I thought the movie did his poetry justice, following the tone and feel of one of his poems. It was very beautiful, filled with symbolical allegory and just generally gorgeous scenery and landscaping. The characters of Fanny Braun and John Keats were emotional, the actors well-crafted in the art. I would have to argue that this movie, while a tale of Keats, was more the tale of Fanny. She was the clear main character, and the audience followed her life and her powerful feelings.
I would recommend this movie for any lover of poetry of any kind, or for someone that loves a beautiful period movie. I especially enjoyed Fanny’s dresses throughout the film (she apparently was some sort of amateur fashionista). Any contestant on Project Runway would die for her fashions, I’m sure!
See the movie. Love the story. Feel the emotions and sense Keats’ poetry. I don’t think you will be disappointed.
Poetry Preview, John Keats
As a preview for this Sunday’s poetry post, I wanted to share a poem by John Keats. This Sunday I will be writing about Keats’ poetry, and the new movie about his fated romance with Fanny Braun, Bright Star, which I saw this evening.
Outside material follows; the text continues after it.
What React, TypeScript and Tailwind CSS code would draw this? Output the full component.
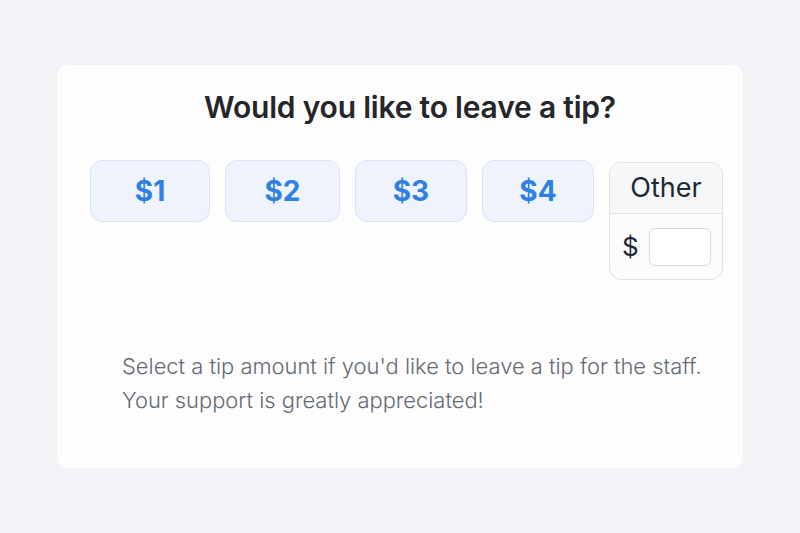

MY heart aches, and a drowsy numbness pains
My sense, as though of hemlock I had drunk,
Or emptied some dull opiate to the drains
One minute past, and Lethe-wards had sunk:
’Tis not through envy of thy happy lot,
But being too happy in thine happiness,-
That thou, light-winged Dryad of the trees,
In some melodious plot
Of beechen green, and shadows numberless,
Singest of summer in full-throated ease.Excerpt from Ode to a Nightingale by John Keats
Check the blog this Sunday for my thoughts on the movie and his poetry!
Sunday Poetry – Rainer Maria Rilke
Now that I will be blogging regularly again, I wanted to revive my weekly themed posts. So today, I’d like to again talk about some of my favorite poetry, and this week I’ll be discussing the poetry of Rainer Maria Rilke. I first learned of this poet while reading Shiver by Maggie Stiefvater. In this beautiful novel, which I discussed here, Sam introduced Grace to this German poet. I researched Rilke on the Internet, and here is one of my favorite poems:
Love Song
How can I keep my soul in me, so that
it doesn’t touch your soul? How can I raise
it high enough, past you, to other things?
I would like to shelter it, among remote
lost objects, in some dark and silent place
that doesn’t resonate when your depths resound.
Yet everything that touches us, me and you,
takes us together like a violin’s bow,
which draws one voice out of two seperate strings.
Upon what instrument are we two spanned?
And what musician holds us in his hand?
Oh sweetest song.
Rilke was a German poet in the late 19th and early 20th century. His poems have been translated in to many languages, and I think that part of the beauty of his poetry is the translation–the slight unhinged wording that is used as a result of these words being translated into English. His words are simple, yet powerful with feeling.
His poetry is very lyrical, haunting, intense (which is, I’m sure, why Stiefvater chose to use it for Shiver). “How can I keep my soul in me, so that it doesn’t touch your soul?” he asks, in Love Song. What does this line mean to you? To me, its a yearning of the heart, someone that can’t contain their love for someone else, so that the person’s heart and soul is threatening to break out of their core, reaching out to touch that other person.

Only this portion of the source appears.